思い出せば筆者が子供の頃は、佐賀の街なかにも書店や映画館がいくつもあった。正月にお年玉を貰うとそれを握りしめ、市内の白山アーケード街にあった金華堂書店や松原の積文館書店に行き、欲しかった本を買うのが楽しみだった。そこでは小城の小さな本屋にはない、いろんな種類の本が揃っていたっけ。周辺には食堂やラーメン屋なども多く、美味そうな匂いが漂っていた。人出の多い松原神社の近くには、絵看板の色も鮮やかな映画館が軒を並べていたものだ。その中でもやはり本屋は、子供にとって宝の山のような存在だったなあ。

だが、現在はどうやら本が売れない時代らしい。つまり「出版不況」という奴だ。日本にある書店の数は、この20年ほどで半数以下に減ったという。特にインターネットの普及が、雑誌の市場を奪ってしまったらしい。おかげで雑誌販売をメインにしていた書店ほど、経営のダメージが大きかったようだ。そういえば電車の座席でスマホをいじっている人々は、ほとんどがコミックやニュースやSNSを見ている。マンガ雑誌や週刊誌のネタは、スマホがあれば十分という時代になったのだ。

また、書籍の方も本屋に行かなくても、Amazonやブックオフで検索すれば、探している本が確実に見つかる上、定価より安く入手出来たりする。筆者も最近はもっぱら、欲しい本はネット通販でまとめ買い、という習慣が身に付いてしまった。クリックひとつで魔法のように、読みたい本が数日後にはポストの中に入っている。この便利さは、一度覚えるとクセになるんだよね。なので筆者も最近は、ことさら書店に行く必要も無くなっていたのだ。本屋のみなさん、スイマセン。

しかし、しかしだ。書店にはやっぱり、書店にしかない魅力があるんだなあ。何というか未知との遭遇を求めて、新しい本の匂いの満ちた空間へ入るときのドキドキ感⎯⎯。そこには予期せぬ出会いがあり、また探していた恋人と巡り会うような喜びがある。たまたま書棚で手に取った一冊が、自分のその後の人生を大きく変えることだってある。つまり書店には、偶然という小さなドラマが待っているのだ。そこがネットの通販とは違うところなのだ。

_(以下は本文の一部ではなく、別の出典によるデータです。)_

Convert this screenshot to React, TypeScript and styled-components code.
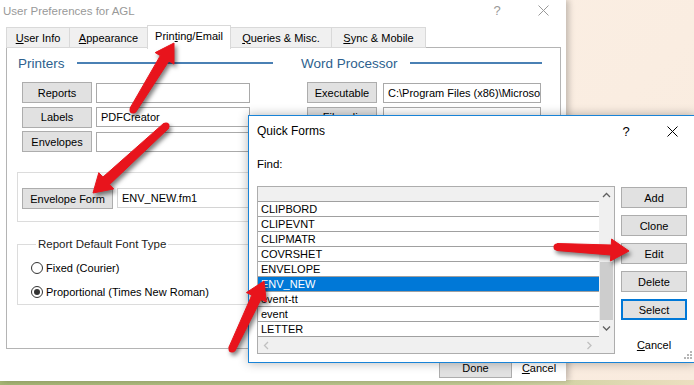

だったら図書館へ行けば良い、という意見もあるだろう。確かに図書館は蔵書の数も多いし、読みたい本はたいてい揃っている。だが、そこにあるのは所詮は館のもので、自分のものではない。おまけに他人の手垢もいっぱい付いている。新本を開くときのフレッシュな期待感や、この本はオレだけのものという独占欲を満たしてくれるのは、やはり書店で買って来た自分の本なのだ。そんな本との出会いの場である書店が、街から消えるのは本当に寂しい。ブラリと自由に入れて、好きなだけ時間を過ごせる癒しの空間は、神社やお寺の境内に似ている。無くなって初めて気がつくのが、そんな書店の有り難さというものだろうか…。